> _Data segment_

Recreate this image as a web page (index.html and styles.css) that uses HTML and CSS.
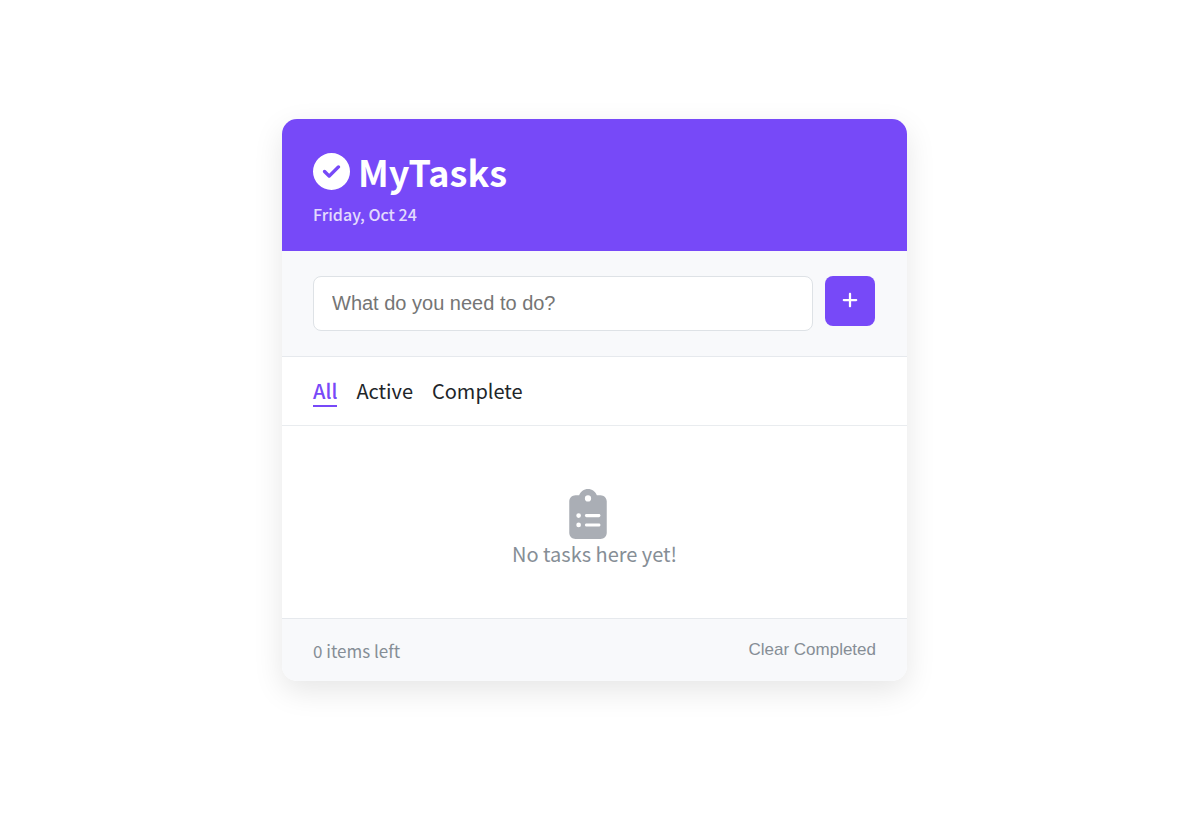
FILE: index.html
```html
<!DOCTYPE html>
<html lang="en">
<head>
<meta charset="utf-8">
<meta name="viewport" content="width=device-width, initial-scale=1">
<title>MyTasks</title>
<link rel="stylesheet" href="styles.css">
</head>
<body>
<main class="card">
  <header class="header">
    <h1 class="title">
      <svg class="title-icon" viewBox="0 0 512 512" aria-hidden="true"><path d="M256 512A256 256 0 1 0 256 0a256 256 0 1 0 0 512zM369 209L241 337c-9.400 9.400-24.600 9.400-33.900 0l-64-64c-9.400-9.400-9.400-24.600 0-33.900s24.600-9.400 33.900 0l47 47L335 175c9.400-9.400 24.600-9.400 33.900 0s9.400 24.600 0 33.900z"/></svg>
      MyTasks
    </h1>
    <p class="date">Friday, Oct 24</p>
  </header>
  <form class="add" onsubmit="return false">
    <input class="add-input" type="text" placeholder="What do you need to do?" aria-label="New task">
    <button class="add-button" type="submit" aria-label="Add task">
      <svg class="add-icon" viewBox="0 0 448 512" aria-hidden="true"><path d="M256 80c0-17.700-14.300-32-32-32s-32 14.300-32 32V224H48c-17.700 0-32 14.300-32 32s14.300 32 32 32H192V432c0 17.700 14.300 32 32 32s32-14.300 32-32V288H400c17.700 0 32-14.300 32-32s-14.300-32-32-32H256V80z"/></svg>
    </button>
  </form>
  <nav class="filters">
    <a class="filter filter-active" href="#all">All</a>
    <a class="filter" href="#active">Active</a>
    <a class="filter" href="#complete">Complete</a>
  </nav>
  <section class="empty">
    <svg class="empty-icon" viewBox="0 0 384 512" aria-hidden="true"><path d="M192 0c-41.800 0-77.400 26.700-90.500 64H64C28.700 64 0 92.700 0 128V448c0 35.300 28.700 64 64 64H320c35.300 0 64-28.700 64-64V128c0-35.300-28.700-64-64-64H282.500C269.400 26.700 233.800 0 192 0zm0 64a32 32 0 1 1 0 64 32 32 0 1 1 0-64zM72 272a24 24 0 1 1 48 0 24 24 0 1 1-48 0zm104-16H304c8.800 0 16 7.200 16 16s-7.200 16-16 16H176c-8.800 0-16-7.200-16-16s7.200-16 16-16zM72 368a24 24 0 1 1 48 0 24 24 0 1 1-48 0zm88 0c0-8.800 7.200-16 16-16H304c8.800 0 16 7.200 16 16s-7.200 16-16 16H176c-8.800 0-16-7.200-16-16z"/></svg>
    <p class="empty-text">No tasks here yet!</p>
  </section>
  <footer class="footer">
    <span class="count">0 items left</span>
    <button class="clear" type="button">Clear Completed</button>
  </footer>
</main>
</body>
</html>
```

FILE: styles.css
```css
* {
  box-sizing: border-box;
  margin: 0;
  padding: 0;
}

body {
  display: flex;
  align-items: center;
  justify-content: center;
  min-height: 100vh;
  padding: 0 10px 21px 0;
  background: #fff;
  color: #212529;
  font-family: "Noto Sans CJK JP", "Noto Sans CJK SC", sans-serif;
}

.card {
  width: 100%;
  max-width: 625px;
  overflow: hidden;
  border-radius: 15px;
  background: #fff;
  box-shadow: 0 10px 30px rgba(0, 0, 0, 0.1);
}

.header {
  padding: 31px;
  padding-bottom: 23px;
  background: #7749f8;
  color: #fff;
}

.title {
  display: flex;
  align-items: center;
  gap: 8px;
  font-size: 36px;
  font-weight: 700;
  line-height: 43px;
}

.title-icon {
  width: 37px;
  height: 37px;
  fill: currentColor;
}

.date {
  margin-top: 7px;
  font-size: 16px;
  font-weight: 500;
  line-height: 28px;
  opacity: 0.8;
}

.add {
  display: flex;
  align-items: flex-start;
  gap: 12px;
  padding: 25px 32px 25px 31px;
  border-bottom: 1px solid #e6e9ed;
  background: #f8f9fb;
}

.add-input {
  flex: 1;
  min-width: 0;
  height: 55px;
  padding: 0 18px;
  border: 1px solid #dee2e6;
  border-radius: 8px;
  background: #fff;
  font-family: "Liberation Sans", Arial, sans-serif;
  font-size: 20px;
}

.add-input::placeholder {
  color: #757575;
}

.add-button {
  display: flex;
  align-items: center;
  justify-content: center;
  width: 50px;
  height: 50px;
  padding-bottom: 3px;
  border: 0;
  border-radius: 8px;
  background: #7749f8;
  color: #fff;
}

.add-icon {
  width: 16px;
  height: 18px;
  fill: currentColor;
}

.filters {
  display: flex;
  gap: 19px;
  padding: 19px 31px 18px;
  border-bottom: 1px solid #e9ecef;
}

.filter {
  border-bottom: 2px solid transparent;
  color: #212529;
  font-size: 20px;
  line-height: 29px;
  text-decoration: none;
}

.filter-active {
  border-color: #7749f8;
  color: #7749f8;
  font-weight: 500;
}

.empty {
  display: flex;
  flex-direction: column;
  align-items: center;
  padding: 63px 31px 50px;
  color: #868e96;
}

.empty-icon {
  width: 38px;
  height: 50px;
  margin-right: 14px;
  fill: #aaaeb5;
}

.empty-text {
  font-size: 20px;
  line-height: 29px;
}

.footer {
  display: flex;
  align-items: flex-start;
  justify-content: space-between;
  padding: 19px 31px 18px;
  border-top: 1px solid #e6e9ed;
  background: #f8f9fb;
  color: #868e96;
}

.count {
  font-size: 17px;
  line-height: 25px;
}

.clear {
  border: 0;
  background: none;
  color: #868e96;
  font-family: "Liberation Sans", Arial, sans-serif;
  font-size: 17px;
  line-height: 23px;
}
```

> _Short exercise_
Leave out all pictures, then copy the remaining material exactly.

> _Solution to the exercise_
Recreate this image as a web page (index.html and styles.css) that uses HTML and CSS.
FILE: index.html
```html
<!DOCTYPE html>
<html lang="en">
<head>
<meta charset="utf-8">
<meta name="viewport" content="width=device-width, initial-scale=1">
<title>MyTasks</title>
<link rel="stylesheet" href="styles.css">
</head>
<body>
<main class="card">
  <header class="header">
    <h1 class="title">
      <svg class="title-icon" viewBox="0 0 512 512" aria-hidden="true"><path d="M256 512A256 256 0 1 0 256 0a256 256 0 1 0 0 512zM369 209L241 337c-9.400 9.400-24.600 9.400-33.900 0l-64-64c-9.400-9.400-9.400-24.600 0-33.900s24.600-9.400 33.900 0l47 47L335 175c9.400-9.400 24.600-9.400 33.900 0s9.400 24.600 0 33.900z"/></svg>
      MyTasks
    </h1>
    <p class="date">Friday, Oct 24</p>
  </header>
  <form class="add" onsubmit="return false">
    <input class="add-input" type="text" placeholder="What do you need to do?" aria-label="New task">
    <button class="add-button" type="submit" aria-label="Add task">
      <svg class="add-icon" viewBox="0 0 448 512" aria-hidden="true"><path d="M256 80c0-17.700-14.300-32-32-32s-32 14.300-32 32V224H48c-17.700 0-32 14.300-32 32s14.300 32 32 32H192V432c0 17.700 14.300 32 32 32s32-14.300 32-32V288H400c17.700 0 32-14.300 32-32s-14.300-32-32-32H256V80z"/></svg>
    </button>
  </form>
  <nav class="filters">
    <a class="filter filter-active" href="#all">All</a>
    <a class="filter" href="#active">Active</a>
    <a class="filter" href="#complete">Complete</a>
  </nav>
  <section class="empty">
    <svg class="empty-icon" viewBox="0 0 384 512" aria-hidden="true"><path d="M192 0c-41.800 0-77.400 26.700-90.500 64H64C28.700 64 0 92.700 0 128V448c0 35.300 28.700 64 64 64H320c35.300 0 64-28.700 64-64V128c0-35.300-28.700-64-64-64H282.500C269.400 26.700 233.800 0 192 0zm0 64a32 32 0 1 1 0 64 32 32 0 1 1 0-64zM72 272a24 24 0 1 1 48 0 24 24 0 1 1-48 0zm104-16H304c8.800 0 16 7.200 16 16s-7.200 16-16 16H176c-8.800 0-16-7.200-16-16s7.200-16 16-16zM72 368a24 24 0 1 1 48 0 24 24 0 1 1-48 0zm88 0c0-8.800 7.200-16 16-16H304c8.800 0 16 7.200 16 16s-7.200 16-16 16H176c-8.800 0-16-7.200-16-16z"/></svg>
    <p class="empty-text">No tasks here yet!</p>
  </section>
  <footer class="footer">
    <span class="count">0 items left</span>
    <button class="clear" type="button">Clear Completed</button>
  </footer>
</main>
</body>
</html>
```

FILE: styles.css
```css
* {
  box-sizing: border-box;
  margin: 0;
  padding: 0;
}

body {
  display: flex;
  align-items: center;
  justify-content: center;
  min-height: 100vh;
  padding: 0 10px 21px 0;
  background: #fff;
  color: #212529;
  font-family: "Noto Sans CJK JP", "Noto Sans CJK SC", sans-serif;
}

.card {
  width: 100%;
  max-width: 625px;
  overflow: hidden;
  border-radius: 15px;
  background: #fff;
  box-shadow: 0 10px 30px rgba(0, 0, 0, 0.1);
}

.header {
  padding: 31px;
  padding-bottom: 23px;
  background: #7749f8;
  color: #fff;
}

.title {
  display: flex;
  align-items: center;
  gap: 8px;
  font-size: 36px;
  font-weight: 700;
  line-height: 43px;
}

.title-icon {
  width: 37px;
  height: 37px;
  fill: currentColor;
}

.date {
  margin-top: 7px;
  font-size: 16px;
  font-weight: 500;
  line-height: 28px;
  opacity: 0.8;
}

.add {
  display: flex;
  align-items: flex-start;
  gap: 12px;
  padding: 25px 32px 25px 31px;
  border-bottom: 1px solid #e6e9ed;
  background: #f8f9fb;
}

.add-input {
  flex: 1;
  min-width: 0;
  height: 55px;
  padding: 0 18px;
  border: 1px solid #dee2e6;
  border-radius: 8px;
  background: #fff;
  font-family: "Liberation Sans", Arial, sans-serif;
  font-size: 20px;
}

.add-input::placeholder {
  color: #757575;
}

.add-button {
  display: flex;
  align-items: center;
  justify-content: center;
  width: 50px;
  height: 50px;
  padding-bottom: 3px;
  border: 0;
  border-radius: 8px;
  background: #7749f8;
  color: #fff;
}

.add-icon {
  width: 16px;
  height: 18px;
  fill: currentColor;
}

.filters {
  display: flex;
  gap: 19px;
  padding: 19px 31px 18px;
  border-bottom: 1px solid #e9ecef;
}

.filter {
  border-bottom: 2px solid transparent;
  color: #212529;
  font-size: 20px;
  line-height: 29px;
  text-decoration: none;
}

.filter-active {
  border-color: #7749f8;
  color: #7749f8;
  font-weight: 500;
}

.empty {
  display: flex;
  flex-direction: column;
  align-items: center;
  padding: 63px 31px 50px;
  color: #868e96;
}

.empty-icon {
  width: 38px;
  height: 50px;
  margin-right: 14px;
  fill: #aaaeb5;
}

.empty-text {
  font-size: 20px;
  line-height: 29px;
}

.footer {
  display: flex;
  align-items: flex-start;
  justify-content: space-between;
  padding: 19px 31px 18px;
  border-top: 1px solid #e6e9ed;
  background: #f8f9fb;
  color: #868e96;
}

.count {
  font-size: 17px;
  line-height: 25px;
}

.clear {
  border: 0;
  background: none;
  color: #868e96;
  font-family: "Liberation Sans", Arial, sans-serif;
  font-size: 17px;
  line-height: 23px;
}
```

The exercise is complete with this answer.